===== Recorded data =====
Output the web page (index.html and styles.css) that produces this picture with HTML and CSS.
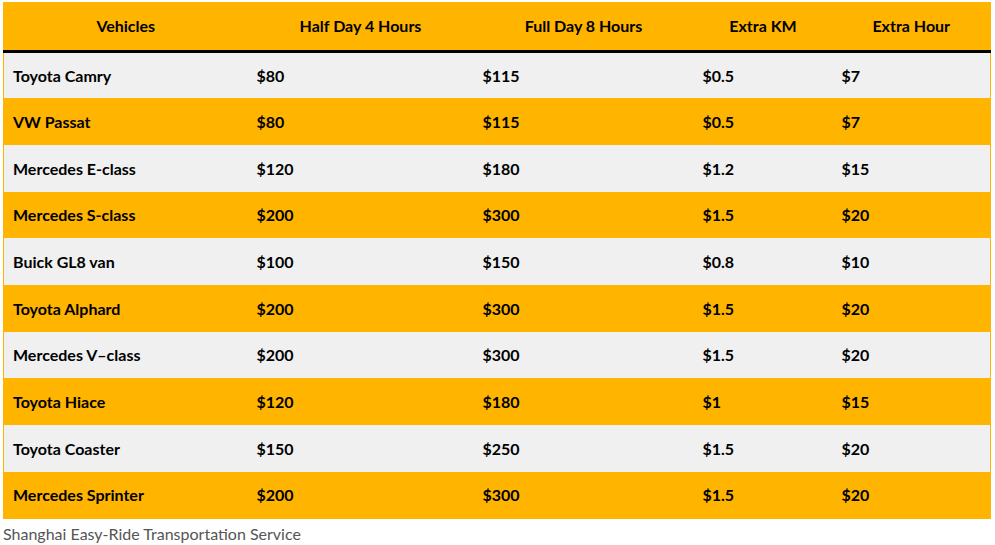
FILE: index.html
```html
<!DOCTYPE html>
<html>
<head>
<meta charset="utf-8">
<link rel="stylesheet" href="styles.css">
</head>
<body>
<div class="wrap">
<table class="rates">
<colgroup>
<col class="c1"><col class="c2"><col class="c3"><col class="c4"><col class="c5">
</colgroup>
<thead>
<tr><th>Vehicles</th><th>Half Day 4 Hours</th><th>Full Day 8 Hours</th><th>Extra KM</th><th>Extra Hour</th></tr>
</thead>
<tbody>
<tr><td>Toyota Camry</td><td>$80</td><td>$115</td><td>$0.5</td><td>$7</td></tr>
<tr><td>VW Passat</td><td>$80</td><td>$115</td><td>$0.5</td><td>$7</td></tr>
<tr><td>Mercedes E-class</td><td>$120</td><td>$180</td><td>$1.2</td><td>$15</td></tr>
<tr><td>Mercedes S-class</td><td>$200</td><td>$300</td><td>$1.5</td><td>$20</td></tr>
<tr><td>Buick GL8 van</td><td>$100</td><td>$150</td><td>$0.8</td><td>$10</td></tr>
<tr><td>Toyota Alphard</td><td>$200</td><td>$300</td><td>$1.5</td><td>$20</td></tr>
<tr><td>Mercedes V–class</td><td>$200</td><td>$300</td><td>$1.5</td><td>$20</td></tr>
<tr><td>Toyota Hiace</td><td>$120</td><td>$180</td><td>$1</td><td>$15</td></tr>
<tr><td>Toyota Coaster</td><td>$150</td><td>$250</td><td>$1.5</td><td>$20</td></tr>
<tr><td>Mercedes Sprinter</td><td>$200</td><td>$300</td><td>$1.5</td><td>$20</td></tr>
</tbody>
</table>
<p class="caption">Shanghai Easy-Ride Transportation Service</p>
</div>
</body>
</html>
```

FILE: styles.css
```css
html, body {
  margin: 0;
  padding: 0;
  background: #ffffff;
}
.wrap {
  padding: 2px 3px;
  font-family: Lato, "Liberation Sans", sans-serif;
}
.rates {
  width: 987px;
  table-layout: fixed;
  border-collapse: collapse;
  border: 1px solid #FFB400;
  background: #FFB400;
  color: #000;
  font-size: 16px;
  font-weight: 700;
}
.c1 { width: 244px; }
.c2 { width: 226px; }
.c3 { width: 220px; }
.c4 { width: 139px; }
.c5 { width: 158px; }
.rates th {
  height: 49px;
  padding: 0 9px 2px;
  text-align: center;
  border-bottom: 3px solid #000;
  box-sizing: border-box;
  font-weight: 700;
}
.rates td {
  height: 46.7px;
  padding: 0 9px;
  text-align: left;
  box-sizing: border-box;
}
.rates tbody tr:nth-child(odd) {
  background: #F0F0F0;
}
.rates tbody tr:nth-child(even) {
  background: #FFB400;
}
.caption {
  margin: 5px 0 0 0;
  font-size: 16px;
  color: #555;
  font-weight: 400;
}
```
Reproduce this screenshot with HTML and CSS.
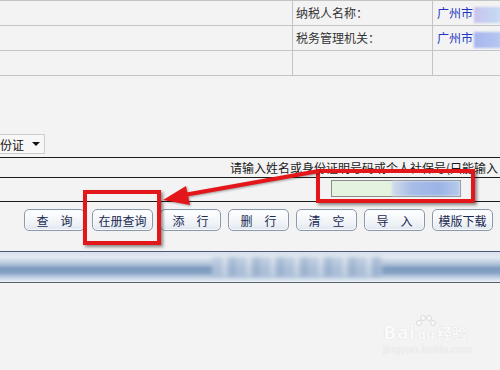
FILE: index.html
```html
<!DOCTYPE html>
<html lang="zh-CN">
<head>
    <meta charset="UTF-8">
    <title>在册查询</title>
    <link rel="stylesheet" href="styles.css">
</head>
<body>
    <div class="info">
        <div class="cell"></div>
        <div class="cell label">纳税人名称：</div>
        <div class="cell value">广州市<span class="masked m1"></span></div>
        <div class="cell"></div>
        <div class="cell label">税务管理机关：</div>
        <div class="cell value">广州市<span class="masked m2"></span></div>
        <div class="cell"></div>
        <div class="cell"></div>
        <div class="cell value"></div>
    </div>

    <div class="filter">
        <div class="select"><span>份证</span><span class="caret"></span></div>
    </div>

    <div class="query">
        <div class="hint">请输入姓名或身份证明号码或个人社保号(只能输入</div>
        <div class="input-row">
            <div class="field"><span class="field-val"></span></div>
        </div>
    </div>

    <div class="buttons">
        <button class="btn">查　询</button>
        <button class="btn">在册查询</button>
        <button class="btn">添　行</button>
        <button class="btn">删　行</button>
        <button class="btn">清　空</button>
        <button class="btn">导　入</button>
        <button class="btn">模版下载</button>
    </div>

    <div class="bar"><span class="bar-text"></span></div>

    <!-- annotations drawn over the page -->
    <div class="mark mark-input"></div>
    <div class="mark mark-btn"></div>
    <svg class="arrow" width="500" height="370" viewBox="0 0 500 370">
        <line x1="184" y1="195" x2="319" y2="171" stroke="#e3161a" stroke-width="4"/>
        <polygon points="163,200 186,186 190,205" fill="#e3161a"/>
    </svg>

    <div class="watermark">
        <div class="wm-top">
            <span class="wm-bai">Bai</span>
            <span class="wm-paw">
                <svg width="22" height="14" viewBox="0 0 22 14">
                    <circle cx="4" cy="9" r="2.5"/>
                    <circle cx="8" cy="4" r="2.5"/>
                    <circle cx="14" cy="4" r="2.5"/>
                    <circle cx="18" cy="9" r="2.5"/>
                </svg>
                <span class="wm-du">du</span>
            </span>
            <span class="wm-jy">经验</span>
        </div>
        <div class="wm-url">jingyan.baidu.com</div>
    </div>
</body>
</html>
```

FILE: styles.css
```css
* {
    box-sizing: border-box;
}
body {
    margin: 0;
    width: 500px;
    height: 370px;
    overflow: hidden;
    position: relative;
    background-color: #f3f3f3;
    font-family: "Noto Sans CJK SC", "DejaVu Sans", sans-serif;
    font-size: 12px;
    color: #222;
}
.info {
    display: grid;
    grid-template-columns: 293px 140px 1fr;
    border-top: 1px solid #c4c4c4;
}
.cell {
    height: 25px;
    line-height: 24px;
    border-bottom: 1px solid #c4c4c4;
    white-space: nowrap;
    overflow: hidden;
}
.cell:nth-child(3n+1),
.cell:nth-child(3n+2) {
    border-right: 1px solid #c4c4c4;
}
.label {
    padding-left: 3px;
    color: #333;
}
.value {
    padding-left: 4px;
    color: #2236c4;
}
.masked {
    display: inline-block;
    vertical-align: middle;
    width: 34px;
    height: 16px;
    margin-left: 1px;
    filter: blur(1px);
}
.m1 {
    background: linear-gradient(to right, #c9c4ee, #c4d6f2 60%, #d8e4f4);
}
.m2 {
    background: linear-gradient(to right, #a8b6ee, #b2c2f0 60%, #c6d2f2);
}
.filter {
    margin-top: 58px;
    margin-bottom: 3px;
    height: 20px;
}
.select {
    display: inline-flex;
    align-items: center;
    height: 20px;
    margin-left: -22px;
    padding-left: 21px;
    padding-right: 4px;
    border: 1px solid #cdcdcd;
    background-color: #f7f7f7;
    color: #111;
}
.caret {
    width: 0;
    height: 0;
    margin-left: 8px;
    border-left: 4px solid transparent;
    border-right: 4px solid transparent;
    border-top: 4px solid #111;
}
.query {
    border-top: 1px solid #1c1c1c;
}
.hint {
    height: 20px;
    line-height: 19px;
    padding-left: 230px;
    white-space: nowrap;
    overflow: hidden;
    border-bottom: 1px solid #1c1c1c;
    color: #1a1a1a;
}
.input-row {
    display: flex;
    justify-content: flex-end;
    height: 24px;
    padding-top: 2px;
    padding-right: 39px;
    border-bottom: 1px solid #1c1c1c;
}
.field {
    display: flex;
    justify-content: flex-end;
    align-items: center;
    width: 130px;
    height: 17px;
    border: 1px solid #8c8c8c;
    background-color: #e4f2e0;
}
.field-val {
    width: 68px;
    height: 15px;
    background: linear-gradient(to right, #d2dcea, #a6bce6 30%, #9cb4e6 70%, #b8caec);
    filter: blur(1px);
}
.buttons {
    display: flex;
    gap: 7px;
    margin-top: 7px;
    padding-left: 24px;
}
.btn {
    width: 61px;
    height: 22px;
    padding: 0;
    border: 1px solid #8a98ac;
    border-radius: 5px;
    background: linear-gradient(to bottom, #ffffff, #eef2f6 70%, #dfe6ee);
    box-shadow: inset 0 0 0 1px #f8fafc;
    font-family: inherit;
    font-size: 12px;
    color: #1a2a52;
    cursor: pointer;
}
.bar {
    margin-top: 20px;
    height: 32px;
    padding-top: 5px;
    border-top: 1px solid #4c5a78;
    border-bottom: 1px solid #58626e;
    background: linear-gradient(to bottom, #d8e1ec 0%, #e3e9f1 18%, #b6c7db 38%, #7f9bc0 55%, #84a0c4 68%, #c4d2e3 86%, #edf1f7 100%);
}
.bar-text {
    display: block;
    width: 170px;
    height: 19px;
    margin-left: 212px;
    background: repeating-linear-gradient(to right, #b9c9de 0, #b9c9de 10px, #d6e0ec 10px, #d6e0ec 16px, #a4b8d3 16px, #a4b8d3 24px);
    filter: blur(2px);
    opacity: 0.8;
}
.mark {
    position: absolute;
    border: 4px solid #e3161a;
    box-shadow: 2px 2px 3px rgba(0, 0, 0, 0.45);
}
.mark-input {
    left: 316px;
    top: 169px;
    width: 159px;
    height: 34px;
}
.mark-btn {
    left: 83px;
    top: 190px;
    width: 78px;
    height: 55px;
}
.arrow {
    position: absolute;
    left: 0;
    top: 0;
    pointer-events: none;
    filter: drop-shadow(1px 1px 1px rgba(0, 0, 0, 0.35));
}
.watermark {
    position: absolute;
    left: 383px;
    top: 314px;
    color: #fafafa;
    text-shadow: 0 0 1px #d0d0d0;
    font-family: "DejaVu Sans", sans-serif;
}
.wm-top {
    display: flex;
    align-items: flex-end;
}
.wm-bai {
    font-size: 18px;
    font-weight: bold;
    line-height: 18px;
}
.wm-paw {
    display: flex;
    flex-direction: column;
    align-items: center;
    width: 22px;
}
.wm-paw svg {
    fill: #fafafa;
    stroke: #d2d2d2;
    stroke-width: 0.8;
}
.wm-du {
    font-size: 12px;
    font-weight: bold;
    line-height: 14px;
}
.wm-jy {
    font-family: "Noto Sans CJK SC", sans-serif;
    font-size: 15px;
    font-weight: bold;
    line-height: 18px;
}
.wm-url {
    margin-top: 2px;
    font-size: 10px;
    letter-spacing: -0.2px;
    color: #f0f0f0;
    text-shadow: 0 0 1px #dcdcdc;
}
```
=====
● **Prompt**
Filter the listing above for the string "styles" and copy every matching line.

● **Answer to this problem**
Output the web page (index.html and styles.css) that produces this picture with HTML and CSS.
<link rel="stylesheet" href="styles.css">
FILE: styles.css
    <link rel="stylesheet" href="styles.css">
FILE: styles.css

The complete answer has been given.